Driven by necessity

Saturday. Somewhere in wintertime.

Billy Baker takes us surfing – in New England – in February.

The pandemic forced restaurants to change their service models to focus on online ordering and delivery. Now, many mom and pop operations seem to have well designed and regularly updated online menus, and the delivery sites work even better. That’s good news for the software developers that build these things and, ultimately, for customers.

I’m not great with faces and since everyone is wearing masks these days, it’s even harder to pick people you know out of the crowd at the grocery store. (But at least now I have an excuse for not recognizing someone.)

The Guardian has the story on that guy and his company buying up all the music, including Neil Young’s catalog.

And since the new Apple M1 Macs are super powerful and efficient, they should be great for mining crypto, right? Well actually…

Walk right in, sit right down

Well, it’s Friday. Today is the anniversary of the first World Trade Center bombing.

Who will be the new US Ambassador to Ireland? Some Boston names are in the mix.

Mark Sullivan covers the Senate hearing last week on the Russia-based Solar Winds hack. The bottom line: This was a new type of attack vector that we did not see coming. It was also a huge intelligence sharing and coordination failure.

If you’re a nervous flier booking a trip, you might, as this NYT article suggests, want to research what type of plane you’ll be flying on or even the model and manufacturer of the engines. Not me. In some cases ignorance is bliss. This is one of those cases.

John Adams and Alia Beard Rau explain how to build and sustain an audience for an online newspaper, in this case the Arizona Republic. First, you have to kill the zombies.

And it looks like an arms race is brewing. The new fully-automatic Hyper Mach-100 is a step up from the pump-action Hyper Siege-50, holding a hundred rounds of ammo with a super-fast reload capability. Not your father’s Nerf guns.

Sausage making in a windowless room

Good morning on this beautiful Thursday.

Annabel Battistella, otherwise known as Fanne Foxe, died this week at 84. Her 1974 performance at the Pilgrim Theater in the combat zone, with Wilbur Mills in attendance, rocked the national political scene.

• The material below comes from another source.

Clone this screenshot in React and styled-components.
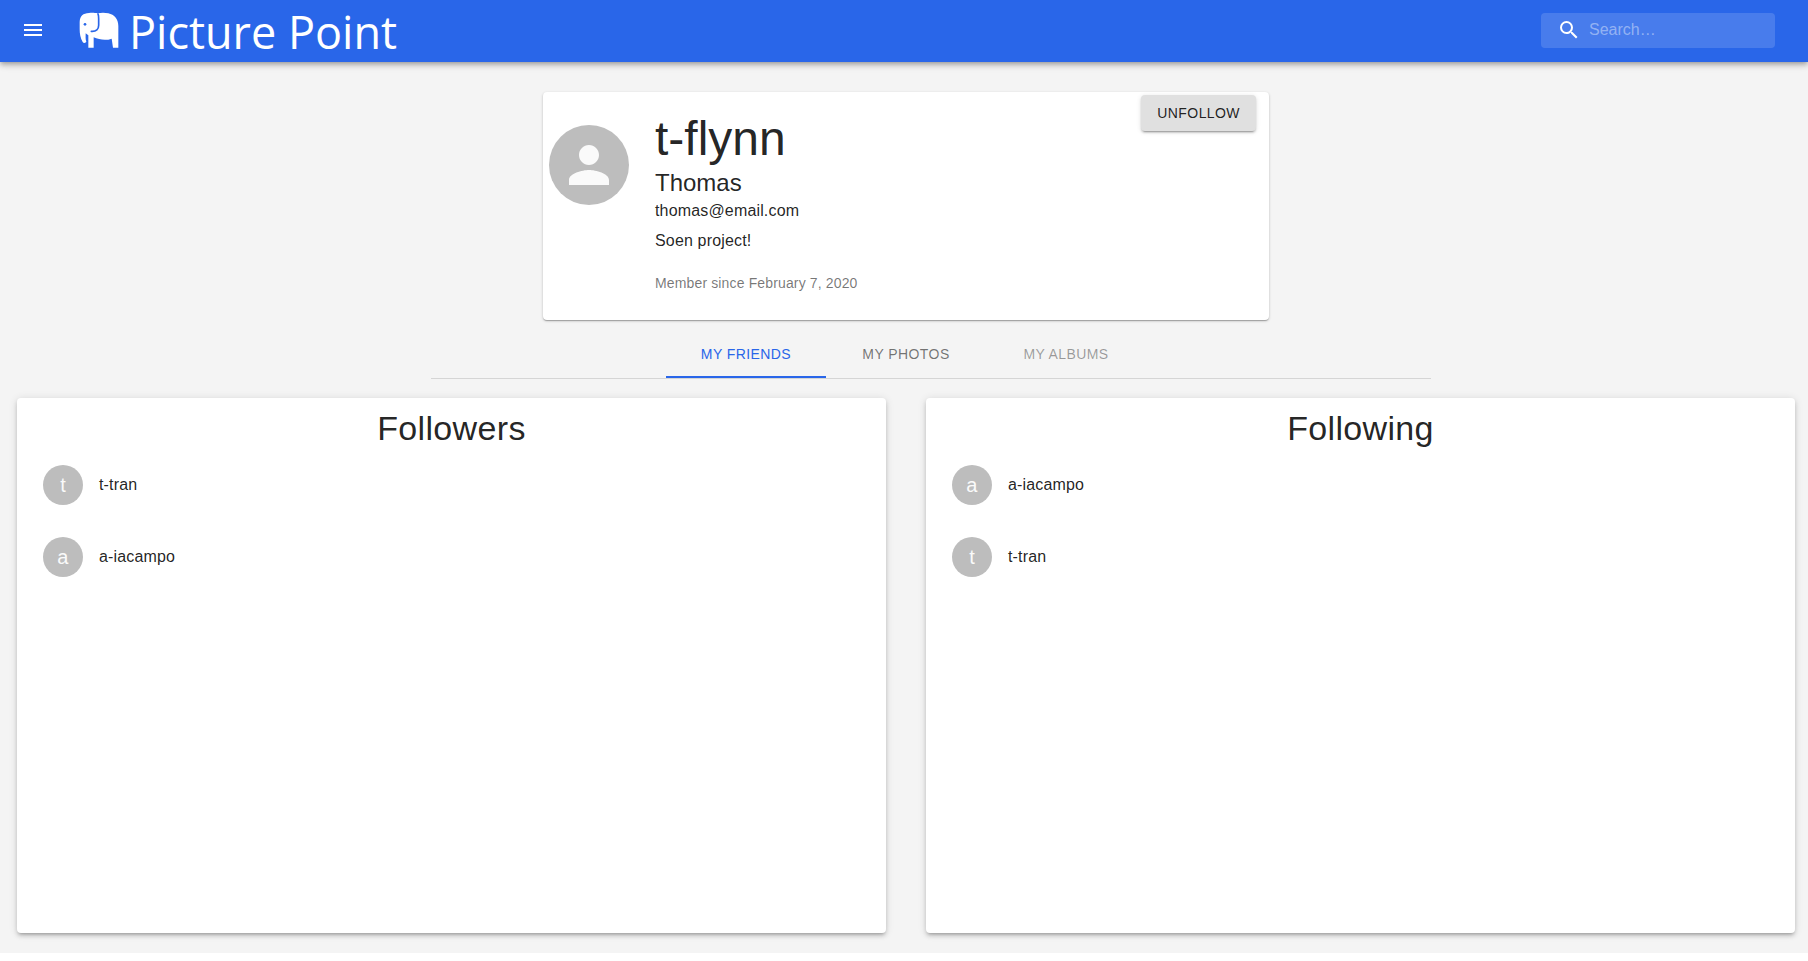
import React, { useState } from "react";
import styled, { createGlobalStyle } from "styled-components";
import { MdMenu, MdSearch, MdPerson } from "react-icons/md";

const GlobalStyle = createGlobalStyle`
  *, *::before, *::after { box-sizing: border-box; }
  body {
    margin: 0;
    background: #ffffff;
    color: rgba(0, 0, 0, 0.87);
    font-family: "Liberation Sans", Arial, sans-serif;
  }
  button, input { font-family: inherit; }
`;

const Page = styled.div`
  display: flex;
  flex-direction: column;
  min-height: calc(100vh - 8px);
  background: #f4f4f4;
`;

const AppBar = styled.header`
  display: flex;
  align-items: center;
  height: 62px;
  padding: 0 33px 2px 9px;
  background: #2966e9;
  color: #ffffff;
  box-shadow: 0 2px 4px -1px rgba(0, 0, 0, 0.2), 0 4px 5px rgba(0, 0, 0, 0.14),
    0 1px 10px rgba(0, 0, 0, 0.12);
`;

const MenuButton = styled.button`
  display: flex;
  padding: 12px;
  margin-right: 22px;
  border: 0;
  border-radius: 50%;
  background: transparent;
  color: inherit;
  cursor: pointer;
`;

const Brand = styled.a`
  display: flex;
  align-items: center;
  gap: 10px;
  color: inherit;
  text-decoration: none;
`;

const BrandName = styled.span`
  padding-top: 4px;
  font-family: "Segoe UI", "Open Sans", "Noto Sans", sans-serif;
  font-size: 45px;
  line-height: 56px;
  white-space: nowrap;
`;

const SearchBox = styled.label`
  display: flex;
  align-items: center;
  width: 234px;
  height: 35px;
  margin-left: auto;
  padding-left: 16px;
  border-radius: 4px;
  background: rgba(255, 255, 255, 0.15);

  svg { flex: none; }
`;

const SearchInput = styled.input`
  flex: 1;
  min-width: 0;
  padding: 0 8px;
  border: 0;
  outline: 0;
  background: transparent;
  color: inherit;
  font-size: 16px;

  &::placeholder { color: rgba(255, 255, 255, 0.42); }
`;

const Main = styled.main`
  display: flex;
  flex: 1;
  flex-direction: column;
  padding: 30px 13px 20px 17px;
`;

const Paper = styled.section`
  border-radius: 4px;
  background: #ffffff;
`;

const ProfileCard = styled(Paper)`
  display: flex;
  align-items: flex-start;
  width: 100%;
  max-width: 726px;
  margin: 0 auto;
  padding: 3px 13px 27px 6px;
  box-shadow: 0 1px 3px rgba(0, 0, 0, 0.2), 0 1px 1px rgba(0, 0, 0, 0.14),
    0 2px 1px -1px rgba(0, 0, 0, 0.12);
`;

const Avatar = styled.span`
  display: flex;
  flex: none;
  align-items: center;
  justify-content: center;
  width: ${(p) => (p.$large ? 80 : 40)}px;
  height: ${(p) => (p.$large ? 80 : 40)}px;
  margin-top: ${(p) => (p.$large ? 30 : 0)}px;
  border-radius: 50%;
  background: #bdbdbd;
  color: #fafafa;
  font-size: 20px;
`;

const ProfileDetails = styled.div`
  flex: 1;
  padding: 19px 0 0 26px;
  font-size: 16px;
  letter-spacing: 0.01em;
  line-height: 24px;
`;

const Username = styled.h1`
  margin: 0 0 3px;
  font-size: 48px;
  font-weight: 400;
  letter-spacing: normal;
  line-height: 50px;
`;

const FullName = styled.h2`
  margin: 0;
  font-size: 24px;
  font-weight: 400;
  letter-spacing: normal;
  line-height: 32px;
`;

const Line = styled.p`
  margin: 0 0 6px;
`;

const MemberSince = styled.p`
  margin: 20px 0 0;
  color: rgba(0, 0, 0, 0.54);
  font-size: 14px;
  letter-spacing: 0.01em;
  line-height: 20px;
`;

const FollowButton = styled.button`
  height: 36px;
  padding: 0 16px;
  border: 0;
  border-radius: 4px;
  background: #e0e0e0;
  box-shadow: 0 3px 1px -2px rgba(0, 0, 0, 0.2), 0 2px 2px rgba(0, 0, 0, 0.14),
    0 1px 5px rgba(0, 0, 0, 0.12);
  color: rgba(0, 0, 0, 0.87);
  font-size: 14px;
  letter-spacing: 0.03em;
  text-transform: uppercase;
  cursor: pointer;
`;

const TabArea = styled.div`
  padding-left: 50px;
  margin: 10px 0 19px;
`;

const TabList = styled.div`
  display: flex;
  justify-content: center;
  max-width: 1000px;
  margin: 0 auto;
  padding-right: 50px;
  border-bottom: 1px solid #d5d5d5;
`;

const Tab = styled.button`
  width: 160px;
  height: 48px;
  padding: 2px 12px 0;
  border: 0;
  border-bottom: 2px solid ${(p) => (p.$active ? "#2966e9" : "transparent")};
  background: transparent;
  color: ${(p) => (p.$active ? "#2966e9" : "rgba(0, 0, 0, 0.54)")};
  font-size: 14px;
  letter-spacing: 0.03em;
  text-transform: uppercase;
  cursor: pointer;

  &:disabled {
    color: rgba(0, 0, 0, 0.38);
    cursor: default;
  }
`;

const Panels = styled.div`
  display: grid;
  flex: 1;
  grid-template-columns: 1fr 1fr;
  gap: 40px;
`;

const PeoplePanel = styled(Paper)`
  padding: 10px 26px;
  box-shadow: 0 3px 3px -2px rgba(0, 0, 0, 0.2), 0 3px 4px rgba(0, 0, 0, 0.14),
    0 1px 8px rgba(0, 0, 0, 0.12);
`;

const PanelTitle = styled.h2`
  margin: 0 0 1px;
  font-size: 34px;
  font-weight: 400;
  letter-spacing: 0.01em;
  line-height: 40px;
  text-align: center;
`;

const PeopleList = styled.ul`
  margin: 0;
  padding: 0;
  list-style: none;
`;

const PersonLink = styled.a`
  display: flex;
  align-items: center;
  gap: 16px;
  padding: 16px 0;
  color: inherit;
  font-size: 16px;
  letter-spacing: 0.01em;
  line-height: 24px;
  text-decoration: none;
`;

function ElephantLogo() {
  return (
    <svg width="40" height="36" viewBox="0 0 120 108" aria-hidden="true">
      <path
        fill="#ffffff"
        d="M2 30C3 11 12 4 30 3C42 2 48 3 56 4C66 2 78 2 88 4C106 8 118 22 118 42V107H102L98 80C82 86 61 84 44 76V107H28V70L20 64C20 74 19 82 22 89C18 94 14 94 11 90C4 79 2 65 2 52Z"
      />
      <path
        fill="none"
        stroke="#2966e9"
        strokeWidth="5"
        strokeLinecap="round"
        d="M57 6C59 9 59 14 59 20V40C59 52 52 59 37 58"
      />
      <circle cx="18" cy="37" r="4" fill="#2966e9" />
    </svg>
  );
}

function People({ title, names }) {
  return (
    <PeoplePanel>
      <PanelTitle>{title}</PanelTitle>
      <PeopleList>
        {names.map((name) => (
          <li key={name}>
            <PersonLink href={`#${name}`}>
              <Avatar aria-hidden="true">{name[0]}</Avatar>
              {name}
            </PersonLink>
          </li>
        ))}
      </PeopleList>
    </PeoplePanel>
  );
}

const tabs = [
  { label: "My Friends" },
  { label: "My Photos" },
  { label: "My Albums", disabled: true },
];

export default function App() {
  const [active, setActive] = useState(0);

  return (
    <Page>
      <GlobalStyle />
      <AppBar>
        <MenuButton type="button" aria-label="Menu">
          <MdMenu size={24} />
        </MenuButton>
        <Brand href="#home">
          <ElephantLogo />
          <BrandName>Picture Point</BrandName>
        </Brand>
        <SearchBox>
          <MdSearch size={24} />
          <SearchInput type="text" placeholder="Search…" aria-label="Search" />
        </SearchBox>
      </AppBar>
      <Main>
        <ProfileCard>
          <Avatar $large>
            <MdPerson size={60} />
          </Avatar>
          <ProfileDetails>
            <Username>t-flynn</Username>
            <FullName>Thomas</FullName>
            <Line>thomas@email.com</Line>
            <Line>Soen project!</Line>
            <MemberSince>Member since February 7, 2020</MemberSince>
          </ProfileDetails>
          <FollowButton type="button">Unfollow</FollowButton>
        </ProfileCard>
        <TabArea>
          <TabList role="tablist">
            {tabs.map((tab, i) => (
              <Tab
                key={tab.label}
                type="button"
                role="tab"
                aria-selected={i === active}
                disabled={tab.disabled}
                $active={i === active}
                onClick={() => setActive(i)}
              >
                {tab.label}
              </Tab>
            ))}
          </TabList>
        </TabArea>
        <Panels>
          <People title="Followers" names={["t-tran", "a-iacampo"]} />
          <People title="Following" names={["a-iacampo", "t-tran"]} />
        </Panels>
      </Main>
    </Page>
  );
}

What happens in committee stays in committee. Arguments about transparency on Beacon Hill are getting personal. On the matter of releasing public testimony transcripts, CommonWealth Magazine reports that one rep said that it would be an undue burden on staff and that they didn’t have the technical capacity to do it. Coming from a member of the body that passed legislation requiring all the other government agencies in the state to jump through those same hoops, that seems just a tiny bit hypocritical.

Reply All seems to be spiraling. It was a great podcast as a quirky upstart, then it got ambitious, taking on more complex, important stories, attracting larger and larger audiences and raising expectations beyond what they could deliver organically. An unfortunate, but familiar, story arc. And one that would have made for a great episode of the old Reply All.

Alexis Madrigal poses an interesting question: How will we know when the pandemic is over? It’s not too early to start thinking about this. Personally, I’m looking forward to going places and eating things.

And the MIT Technology Review points out 10 technology breakthroughs you might have missed. This really is a good time for science and technology, despite all the political noise.

Supporting the team

Wednesday. Sunny and spring like. Today’s word is fathom.

We may have botched the response to Covid-19, but the good news is that, at least in England, we seem to have eliminated the flu!

In-person sports could be coming back, according to a tease from the governor. Will it be Bruins… or Celtics? Or will we have to wait for a summer game at Fenway. Foxboro in the fall? I’d settle for getting back to normal even by then.

Attorney General Maura Healey is flexing. Matt Stout suggests it might have something to do with a potential gubernatorial shot in 2022.

A new restaurant, Noami, is slated to open in the Derby Street shops in Hingham by the summer. Marc Hurwitz reports that it will be operated by the same team that runs restaurants in Chinatown, Cambridge and at Logan Airport. Good restaurants moving out into the suburbs seems to be a trend. Spread the wealth, I say, especially on the south shore.

And a court has ruled against drummer Joey Kramer, who will not be playing with Aerosmith at the Grammys. It’s a sad story.

Teflon Charlie

Today is Tuesday. It’s International Dog Biscuit Appreciation Day.

Cam Newton says he’s still in the game. We shall see.

Everyone, from legislators to columnists, is slamming Charlie Baker. But according to polls, among voters he’s still very popular, despite all the issues around vaccine distribution.

The upcoming MBTA service cuts, especially on the commuter rail, are being reworked to provide less trains during rush hour but more regularly scheduled runs throughout the day. It’s an interesting approach, but it’s still an open question whether it will save money while attracting new riders, as the T hopes.

In the smartphone sales race, Samsung always sold more phones while Apple made the most profit on the fewer iPhones it sold. Now, for the first time in a long time, Apple is selling more phones than Samsung – and still selling them at the same higher profit margin.

And the engineering effort required to land the Perseverance rover on Mars was simply amazing. Watching this video of it actually happening is no less amazing.